Burlington is a community born of the railroad, bred on the loom and built on an ability to turn adversity into opportunity. Efforts to improve life in the community we know today as Burlington began even before our city was formed. Citizens here, learning of a plan for a railroad line across the state, campaigned to have the tracks come this way. The positive economic impact was needed to give growth to our rural, agricultural community.
When that occurred, others here put together a package of land to offer the railroad company as the site of its repair and maintenance shops. Thus was born Company Shops in 1854. For three decades, the railroad was THE industry here, but in 1886, those shops closed, and the railroad left.

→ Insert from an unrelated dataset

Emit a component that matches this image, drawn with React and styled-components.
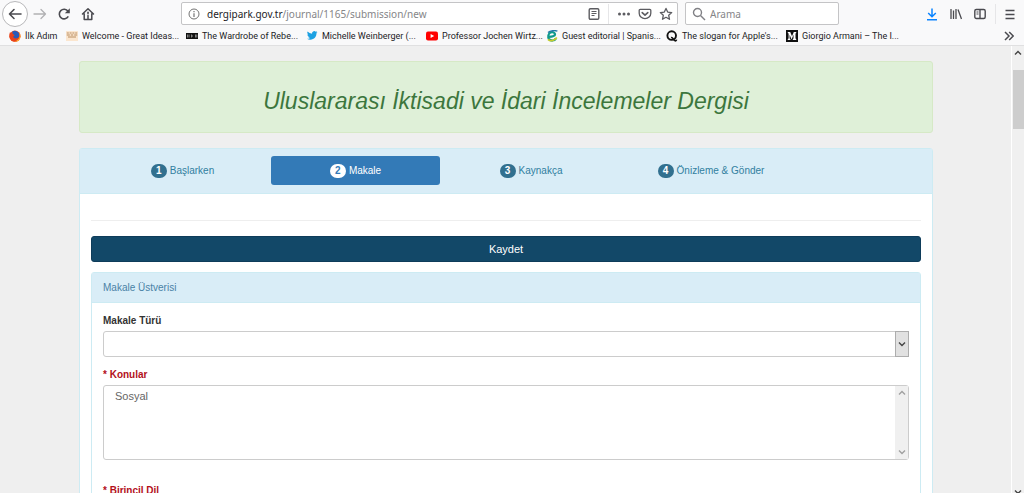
import React, { useState } from 'react';
import styled, { createGlobalStyle } from 'styled-components';

const bookmarks = [
    { title: 'İlk Adım', icon: 'firefox' },
    { title: 'Welcome - Great Ideas...', icon: 'ideas' },
    { title: 'The Wardrobe of Rebe...', icon: 'wardrobe' },
    { title: 'Michelle Weinberger (...', icon: 'twitter' },
    { title: 'Professor Jochen Wirtz...', icon: 'youtube' },
    { title: 'Guest editorial | Spanis...', icon: 'emerald' },
    { title: "The slogan for Apple's...", icon: 'quora' },
    { title: 'Giorgio Armani – The I...', icon: 'medium' }
];

const steps = ['Başlarken', 'Makale', 'Kaynakça', 'Önizleme & Gönder'];

function Favicon({ name }) {
    return (
        <svg width="12" height="12" viewBox="0 0 12 12" aria-hidden="true">
            {name === 'firefox' && (
                <>
                    <circle cx="6" cy="6.2" r="5.6" fill="#f0501e" />
                    <path d="M3.4 1.6a4.6 4.6 0 0 1 7 3.4c0 3-2 4.4-4 4.4S3 8 3.2 6z" fill="#2a5bb8" />
                    <path d="M.8 2.4C1.6 3 2.6 3 3.6 3.4c1 .5 1 1.4 2.2 1.8-.8.6-1.6.8-1.6 1.8 1 2 4.4 2 6.4-.8.4 3-1.8 5.4-4.6 5.4S.4 9.4.4 6.2C.4 4.6.5 3.4.8 2.4z" fill="#e8421c" />
                    <path d="M10.2 2.6c1.4 2 1.8 4.6.4 6.8-1 1.6-3 2.4-5 2 2.8-.6 4.800-2.400 5-4.800.1-1.400 0-2.800-.4-4z" fill="#ffb52e" />
                </>
            )}
            {name === 'ideas' && (
                <>
                    <rect y="1" width="12" height="10" fill="#fbe6cf" />
                    <path d="M.8 3h2M3.600 3h2M6.400 3h2M9.200 3h2M.8 5h3M4.800 5h2.400M8.200 5h3M2 7h8" stroke="#b98d62" strokeWidth="1.200" />
                </>
            )}
            {name === 'wardrobe' && (
                <>
                    <rect y="3" width="12" height="6" fill="#111" />
                    <path d="M1.500 4.500v3M3 4.500v3M5.500 4.500v3M7 6h-1M9.500 4.500v3M10.800 4.500v3" stroke="#bbb" strokeWidth=".7" />
                </>
            )}
            {name === 'twitter' && (
                <path
                    transform="translate(1 0) scale(.44)"
                    d="M23.600 4.900a9.900 9.900 0 0 1-2.800.8 4.900 4.900 0 0 0 2.200-2.700 9.800 9.800 0 0 1-3.100 1.200 4.900 4.900 0 0 0-8.400 4.500A14 14 0 0 1 1.300 3.600a4.900 4.900 0 0 0 1.500 6.600 4.900 4.900 0 0 1-2.200-.6v.1a4.900 4.900 0 0 0 3.900 4.800 5 5 0 0 1-2.200.1 4.900 4.900 0 0 0 4.600 3.400A9.900 9.900 0 0 1 0 20a14 14 0 0 0 7.500 2.200c9.100 0 14-7.500 14-14v-.6a10 10 0 0 0 2.100-2.700z"
                    fill="#1da1e2"
                />
            )}
            {name === 'youtube' && (
                <>
                    <rect y="1.500" width="12" height="9" rx="2" fill="#f00" />
                    <path d="M4.600 4v4L8.200 6z" fill="#fff" />
                </>
            )}
            {name === 'emerald' && (
                <>
                    <path d="M9.800 8.600C8.400 11 4.800 11.200 3 9c-1.400-2-.8-5.200 1.400-6.400C6.600 1.400 9.400 2.600 9 4.600 8.600 6 6 6.600 3 6.800" fill="none" stroke="#0f9a8c" strokeWidth="2.200" />
                    <path d="M2 9.400c2 2 6.400 1.800 8.800-1.800" fill="none" stroke="#c5cc2b" strokeWidth="1.800" />
                    <path d="M2 2.600C4.400.4 9 .2 11.400 1.200" fill="none" stroke="#2177a8" strokeWidth="1.400" />
                </>
            )}
            {name === 'quora' && (
                <>
                    <circle cx="5.700" cy="5.600" r="4.300" fill="none" stroke="#111" strokeWidth="1.900" />
                    <path d="M5 7.600c2-.6 2.800 3 4 3.200.8.200 1.400-.3 1.500-1.100" fill="none" stroke="#111" strokeWidth="1.600" />
                </>
            )}
            {name === 'medium' && (
                <>
                    <rect width="12" height="12" fill="#111" />
                    <path d="M1.800 2h2.400L6 6.200 7.800 2h2.400v1l-.7.500v5l.7.500v1H6.800V9l.7-.5V4.800L5.600 9.500 3.600 4.800v3.700l.8.500v1H1.800V9l.8-.5v-5L1.800 3z" fill="#fff" />
                </>
            )}
        </svg>
    );
}

function Chevron({ up, size = 8 }) {
    return (
        <svg width={size} height={size} viewBox="0 0 8 8" fill="none" stroke="currentColor" strokeWidth="1.400" aria-hidden="true">
            <path d={up ? 'M1 5.500l3-3 3 3' : 'M1 2.500l3 3 3-3'} />
        </svg>
    );
}

function BrowserBar() {
    return (
        <Chrome>
            <Toolbar>
                <NavButtons>
                    <BackButton type="button" aria-label="Geri">
                        <svg width="14" height="14" viewBox="0 0 14 14" fill="none" stroke="#4a4a4f" strokeWidth="1.600" strokeLinecap="round" strokeLinejoin="round">
                            <path d="M13 7H1.500M6 2.500L1.500 7 6 11.500" />
                        </svg>
                    </BackButton>
                    <IconButton type="button" aria-label="İleri">
                        <svg width="14" height="14" viewBox="0 0 14 14" fill="none" stroke="#b1b1b3" strokeWidth="1.300" strokeLinecap="round" strokeLinejoin="round">
                            <path d="M1 7h11.500M8 2.500L12.500 7 8 11.500" />
                        </svg>
                    </IconButton>
                    <IconButton type="button" aria-label="Yenile">
                        <svg width="14" height="14" viewBox="0 0 14 14" fill="none" stroke="#4a4a4f" strokeWidth="1.600">
                            <path d="M11.300 9.400A4.800 4.800 0 1 1 11 4.200" />
                            <path d="M12.800 1.200v5H7.800z" fill="#4a4a4f" stroke="none" />
                        </svg>
                    </IconButton>
                    <IconButton type="button" aria-label="Ana sayfa">
                        <svg width="14" height="14" viewBox="0 0 14 14" fill="none" stroke="#4a4a4f" strokeWidth="1.500" strokeLinejoin="round" strokeLinecap="round">
                            <path d="M1.500 7L7 1.700 12.500 7M3.200 6.800v5.700h7.600V6.800M7 12V8.500" />
                            <path d="M7 5.300v1.400" />
                        </svg>
                    </IconButton>
                </NavButtons>
                <UrlBar>
                    <svg width="12" height="12" viewBox="0 0 12 12" fill="none" stroke="#737373" aria-hidden="true">
                        <circle cx="6" cy="6" r="5" />
                        <path d="M6 5.200V9M6 3v1.200" strokeWidth="1.200" />
                    </svg>
                    <Address>
                        dergipark.gov.tr<AddressPath>/journal/1165/submission/new</AddressPath>
                    </Address>
                    <UrlActions>
                        <IconButton type="button" aria-label="Okuyucu görünümü">
                            <svg width="12" height="14" viewBox="0 0 12 14" fill="none" stroke="#5c5c61">
                                <rect x="1.200" y="1.700" width="9.600" height="10.600" rx="1.200" strokeWidth="1.400" />
                                <path d="M3.500 4.500h5M3.500 6.500h5M3.500 8.500h3" />
                            </svg>
                        </IconButton>
                        <Divider $space="1px" />
                        <IconButton type="button" aria-label="Sayfa eylemleri">
                            <svg width="14" height="14" viewBox="0 0 14 14" fill="#5c5c61">
                                <circle cx="2.500" cy="7" r="1.500" />
                                <circle cx="7" cy="7" r="1.500" />
                                <circle cx="11.500" cy="7" r="1.500" />
                            </svg>
                        </IconButton>
                        <IconButton type="button" aria-label="Pocket'a kaydet">
                            <svg width="14" height="14" viewBox="0 0 14 14" fill="none" stroke="#5c5c61" strokeWidth="1.300" strokeLinecap="round" strokeLinejoin="round">
                                <path d="M2.200 2.300h9.600a1 1 0 0 1 1 1v2.900a5.800 5.400 0 0 1-11.600 0V3.300a1 1 0 0 1 1-1z" />
                                <path d="M4.200 5.600L7 8.200l2.800-2.600" strokeWidth="1.600" />
                            </svg>
                        </IconButton>
                        <IconButton type="button" aria-label="Yer imlerine ekle">
                            <svg width="14" height="14" viewBox="0 0 14 14" fill="none" stroke="#5c5c61" strokeWidth="1.300" strokeLinejoin="round">
                                <path d="M7 1.400l1.700 3.700 4 .5-3 2.700.8 4L7 10.300l-3.500 2 .8-4-3-2.700 4-.5z" />
                            </svg>
                        </IconButton>
                    </UrlActions>
                </UrlBar>
                <SearchBar>
                    <svg width="14" height="14" viewBox="0 0 14 14" fill="none" stroke="#808085" strokeWidth="1.400" aria-hidden="true">
                        <circle cx="5.500" cy="5.500" r="4" />
                        <path d="M8.500 8.500l4.500 4.500" />
                    </svg>
                    <SearchInput type="search" aria-label="Arama" placeholder="Arama" />
                </SearchBar>
                <Tools>
                    <IconButton type="button" aria-label="İndirilenler">
                        <svg width="12" height="14" viewBox="0 0 12 14" fill="none" stroke="#0a84ff" strokeWidth="1.500">
                            <path d="M6 1.500v8M2.200 6L6 9.700 9.800 6M1 12.700h10" />
                        </svg>
                    </IconButton>
                    <IconButton type="button" aria-label="Kitaplık">
                        <svg width="12" height="14" viewBox="0 0 12 14" fill="none" stroke="#4a4a4f" strokeWidth="1.300">
                            <path d="M1 2v10M3.500 3.500V12M6 2v10M8 2.500l3.500 9.500" />
                        </svg>
                    </IconButton>
                    <IconButton type="button" aria-label="Kenar çubuğu">
                        <svg width="12" height="14" viewBox="0 0 12 14" fill="none" stroke="#4a4a4f" strokeWidth="1.400">
                            <rect x=".8" y="2.500" width="10.400" height="9" rx="1.500" />
                            <path d="M6 2.500v9" />
                            <path d="M2.500 5h2M2.500 7h2" strokeWidth="1" />
                        </svg>
                    </IconButton>
                    <Divider $space="-3px" />
                    <IconButton type="button" aria-label="Menü">
                        <svg width="10" height="14" viewBox="0 0 10 14" fill="none" stroke="#4a4a4f" strokeWidth="1.400">
                            <path d="M.5 3.500h9M.5 7.500h9M.5 11.500h9" />
                        </svg>
                    </IconButton>
                </Tools>
            </Toolbar>
            <BookmarkBar>
                {bookmarks.map(bookmark => (
                    <Bookmark key={bookmark.title} href="#">
                        <Favicon name={bookmark.icon} />
                        {bookmark.title}
                    </Bookmark>
                ))}
                <MoreButton type="button" aria-label="Diğer yer imleri">
                    <svg width="10" height="10" viewBox="0 0 10 10" fill="none" stroke="#4a4a4f" strokeWidth="1.500">
                        <path d="M1 1l4 4-4 4M5.200 1l4 4-4 4" />
                    </svg>
                </MoreButton>
            </BookmarkBar>
        </Chrome>
    );
}

function App() {
    const [step, setStep] = useState(1);

    return (
        <Window>
            <GlobalStyle />
            <BrowserBar />
            <Viewport>
                <Page>
                    <Banner>
                        <JournalTitle>Uluslararası İktisadi ve İdari İncelemeler Dergisi</JournalTitle>
                    </Banner>
                    <Panel>
                        <Steps>
                            {steps.map((label, index) => (
                                <Step key={label} type="button" $active={index === step} onClick={() => setStep(index)}>
                                    <Badge $active={index === step}>{index + 1}</Badge>
                                    {label}
                                </Step>
                            ))}
                        </Steps>
                        <PanelBody>
                            <Rule />
                            <SaveButton type="submit">Kaydet</SaveButton>
                            <Panel>
                                <PanelHeading>Makale Üstverisi</PanelHeading>
                                <Fields>
                                    <Label htmlFor="type">Makale Türü</Label>
                                    <SelectWrap>
                                        <Select id="type" />
                                        <SelectArrow><Chevron /></SelectArrow>
                                    </SelectWrap>
                                    <Label htmlFor="topics" $required>* Konular</Label>
                                    <ListWrap>
                                        <ListBox id="topics" multiple size="4">
                                            <option>Sosyal</option>
                                        </ListBox>
                                        <ListScroll>
                                            <Chevron up />
                                            <Chevron />
                                        </ListScroll>
                                    </ListWrap>
                                    <Label htmlFor="language" $required>* Birincil Dil</Label>
                                    <SelectWrap>
                                        <Select id="language" />
                                        <SelectArrow><Chevron /></SelectArrow>
                                    </SelectWrap>
                                </Fields>
                            </Panel>
                        </PanelBody>
                    </Panel>
                </Page>
                <ScrollBar>
                    <Chevron up />
                    <Thumb />
                    <Chevron />
                </ScrollBar>
            </Viewport>
        </Window>
    );
}

export default App;

const GlobalStyle = createGlobalStyle`
    * {
        box-sizing: border-box;
    }

    body {
        margin: 0;
        background: #efefef;
        font-family: "Liberation Sans", Arial, sans-serif;
    }

    button, input, select {
        font-family: inherit;
    }
`;

const Window = styled.div`
    display: flex;
    flex-direction: column;
    height: 100vh;
    overflow: hidden;
`;

const Chrome = styled.header`
    background: #f9f9fa;
    border-bottom: 1px solid #e0e0e1;
    font-family: "Noto Sans", sans-serif;
`;

const Toolbar = styled.div`
    display: flex;
    align-items: center;
    height: 27px;
    padding: 0 9px 0 2px;
`;

const NavButtons = styled.div`
    display: flex;
    align-items: center;
    gap: 10px;
    flex: 0 0 179px;
`;

const IconButton = styled.button`
    display: flex;
    padding: 0;
    border: 0;
    background: none;
`;

const BackButton = styled(IconButton)`
    align-items: center;
    justify-content: center;
    width: 26px;
    height: 26px;
    margin-right: -5px;
    border: 1px solid #b8b8ba;
    border-radius: 50%;
    background: #fff;
`;

const UrlBar = styled.div`
    display: flex;
    align-items: center;
    flex: 1;
    height: 23px;
    padding: 0 4px 0 6px;
    border: 1px solid #c4c4c6;
    border-radius: 2px;
    background: #fff;
`;

const Address = styled.span`
    margin-left: 7px;
    color: #1c1c1f;
    font-size: 10px;
    white-space: nowrap;
`;

const AddressPath = styled.span`
    color: #858588;
`;

const UrlActions = styled.div`
    display: flex;
    align-items: center;
    gap: 7px;
    margin-left: auto;
`;

const Divider = styled.span`
    width: 1px;
    height: 20px;
    margin: 0 ${props => props.$space};
    background: #e6e6e8;
`;

const SearchBar = styled.div`
    display: flex;
    align-items: center;
    gap: 4px;
    flex: 0 0 154px;
    min-width: 0;
    height: 23px;
    margin-left: 7px;
    padding: 0 6px;
    border: 1px solid #c4c4c6;
    border-radius: 2px;
    background: #fff;

    svg {
        flex: none;
    }
`;

const SearchInput = styled.input`
    flex: 1;
    min-width: 0;
    padding: 0;
    border: 0;
    outline: 0;
    background: none;
    font-size: 10px;

    &::placeholder {
        color: #858588;
    }
`;

const Tools = styled.div`
    display: flex;
    align-items: center;
    justify-content: flex-end;
    gap: 12px;
    flex: 0 0 176px;
`;

const BookmarkBar = styled.nav`
    display: flex;
    align-items: center;
    gap: 8px;
    height: 18px;
    padding: 0 10px 0 9px;
    font-family: Roboto, "Noto Sans", sans-serif;
`;

const Bookmark = styled.a`
    display: flex;
    align-items: center;
    gap: 4px;
    width: 112px;
    color: #1c1c1f;
    font-size: 9px;
    line-height: 14px;
    text-decoration: none;
    white-space: nowrap;

    &:first-child {
        width: 49px;
    }

    svg {
        flex: none;
    }
`;

const MoreButton = styled(IconButton)`
    margin-left: auto;
`;

const Viewport = styled.div`
    display: flex;
    flex: 1;
    min-height: 0;
`;

const Page = styled.main`
    flex: 1;
    overflow: hidden;
    padding: 15px 78px 0 79px;
`;

const Banner = styled.div`
    padding: 24px 12px 16px;
    margin-bottom: 15px;
    border: 1px solid #d6e9c6;
    border-radius: 3px;
    background: #dff0d8;
    text-align: center;
`;

const JournalTitle = styled.h1`
    margin: 0;
    color: #3c763d;
    font-size: 23px;
    font-style: italic;
    font-weight: 400;
    line-height: 30px;
`;

const Panel = styled.section`
    border: 1px solid #cdebf3;
    border-radius: 3px;
    background: #fff;
`;

const Steps = styled.nav`
    display: grid;
    grid-template-columns: 173fr 169fr 178fr 178fr 115fr;
    gap: 2px;
    padding: 7px 15px 8px 16px;
    border-bottom: 1px solid #cdebf3;
    background: #d9edf7;
`;

const Step = styled.button`
    display: flex;
    align-items: center;
    justify-content: center;
    gap: 3px;
    height: 29px;
    padding: 0;
    border: 0;
    border-radius: 3px;
    background: ${props => (props.$active ? '#337ab7' : 'transparent')};
    color: ${props => (props.$active ? '#fff' : '#31809f')};
    font-size: 10px;
`;

const Badge = styled.span`
    width: 16px;
    border-radius: 8px;
    background: ${props => (props.$active ? '#fff' : '#31708f')};
    color: ${props => (props.$active ? '#337ab7' : '#fff')};
    font-weight: 700;
    line-height: 14px;
`;

const PanelBody = styled.div`
    padding: 26px 11px 0;
`;

const Rule = styled.hr`
    margin: 0 0 15px;
    border: 0;
    border-top: 1px solid #eee;
`;

const SaveButton = styled.button`
    display: block;
    width: 100%;
    height: 26px;
    margin-bottom: 10px;
    border: 1px solid #0e3c5a;
    border-radius: 3px;
    background: #124868;
    color: #fff;
    font-size: 11px;
`;

const PanelHeading = styled.h2`
    margin: 0;
    padding: 7px 11px;
    border-bottom: 1px solid #cdebf3;
    background: #d9edf7;
    color: #4a82a6;
    font-size: 10px;
    font-weight: 400;
    line-height: 15px;
`;

const Fields = styled.div`
    padding: 11px;
`;

const Label = styled.label`
    display: block;
    margin-bottom: 3px;
    color: ${props => (props.$required ? '#b30f1b' : '#333')};
    font-size: 10px;
    font-weight: 700;
    line-height: 14px;
`;

const SelectWrap = styled.div`
    position: relative;
    margin-bottom: 11px;
`;

const Select = styled.select`
    display: block;
    width: 100%;
    height: 26px;
    padding: 0 12px;
    border: 1px solid #ccc;
    border-radius: 3px;
    background: #fff;
    appearance: none;
    font-size: 11px;
`;

const SelectArrow = styled.span`
    position: absolute;
    top: 0;
    right: 0;
    bottom: 0;
    display: flex;
    align-items: center;
    justify-content: center;
    width: 14px;
    border: 1px solid #adadad;
    background: #e1e1e1;
    color: #444;
    pointer-events: none;
`;

const ListWrap = styled.div`
    display: flex;
    height: 75px;
    margin-bottom: 24px;
    border: 1px solid #ccc;
    border-radius: 3px;
`;

const ListBox = styled.select`
    flex: 1;
    padding: 4px 0;
    border: 0;
    outline: 0;
    overflow: hidden;
    background: none;
    color: #666;
    font-size: 11px;

    option {
        padding: 0 11px;
        line-height: 14px;
    }
`;

const ListScroll = styled.div`
    display: flex;
    flex-direction: column;
    align-items: center;
    justify-content: space-between;
    width: 13px;
    padding: 3px 0;
    background: #f0f0f0;
    color: #a0a0a0;
`;

const ScrollBar = styled.div`
    display: flex;
    flex-direction: column;
    align-items: center;
    width: 13px;
    padding-top: 3px;
    border-left: 1px solid #fff;
    background: #f0f0f0;
    color: #444;

    svg {
        flex: none;
    }

    svg:last-child {
        margin-top: auto;
        margin-bottom: -3px;
    }
`;

const Thumb = styled.div`
    width: 11px;
    height: 59px;
    margin-top: 13px;
    background: #cdcdcd;
`;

The town could have died, but citizens faced the challenge and turned the community in a new direction with a new name—Burlington.
Seeds of a new industry had already been planted. Several small textile plants had begun operations, and these soon were joined by hosiery manufacturers, many of whom were local entrepreneurs. As the century turned, many new jobs were created, making Burlington "The Hosiery Center of the South."
In the 1920s, textiles slowed and local businessmen saw need for new life in that industry. With financial support from the Chamber of Commerce, Burlington Mills was begun—a firm which would become Burlington Industries, the largest textile maker in the world. That company faced adversity immediately. The market for its cotton goods fell into depression, and the mill switched to a new and untried manmade fiber—rayon. On that product, Burlington Mills would become an industrial giant.
The Depression years were difficult here. Labor organizers came and stirred unrest and violence. Mill villages were tough areas. The Burlington Mills community became known as "Little Chicago." Through the efforts of mill owners, ministers, and concerned citizens, however, these conditions were reversed. Mill owners sold mill houses to employees, generating pride on the part of the new owners, not only in their homes but in the community as well. They demanded a safe place for their children, and with city officials, they made it happen.
Some diversity came to the industrial community in World War II, as an aircraft factory was opened, bringing in many new citizens to Burlington’s work force. After the war, Western Electric came, adding electronics to the economic base.
Textiles still prevailed, however, and in the 1970s, severe recession struck here. Unemployment rose to almost 20 percent at one point. With local leadership, diversification in the local job market began to occur, and there is no longer such reliance on a single industry. Textile employment remains heavy, but the largest single employer is now a medical diagnostic company. Again, adversity proved to be a new opportunity. Diversity is now a reality and recession is less a threat.
In the 1950s, Burlington suffered a critical water shortage. This posed a threat not only to existing industry and business but also to future growth in those areas. The city set out to correct that and ensure it never happened again. A new reservoir was built in the late 1950s, and almost as soon as it was placed in use, plans began for another water supply, which has now become a reality. Burlington has one of the best water supplies in the state, including two separate water treatment plants, a situation envied by our larger neighbors. Burlington’s water supply is a tremendous attraction to new industry.
We felt the racial unrest of the 1960s in a sharp way. However, through the efforts of bi-racial organizations, school desegregation was accomplished far more orderly than in neighboring areas.
Today, Burlington enjoys a unique position in North Carolina. It is home to major industry, to growing retail and residential development, and now it is facing up to a new challenge—the growing presence of Hispanics in the population mix. Already, there are changes in education, in the retail community and in the employment market to meet these demographics and meld the newcomers into the population. It just adds to the reality that in Burlington, we spell adversity O-P-P-O-R-T-U-N-I-T-Y.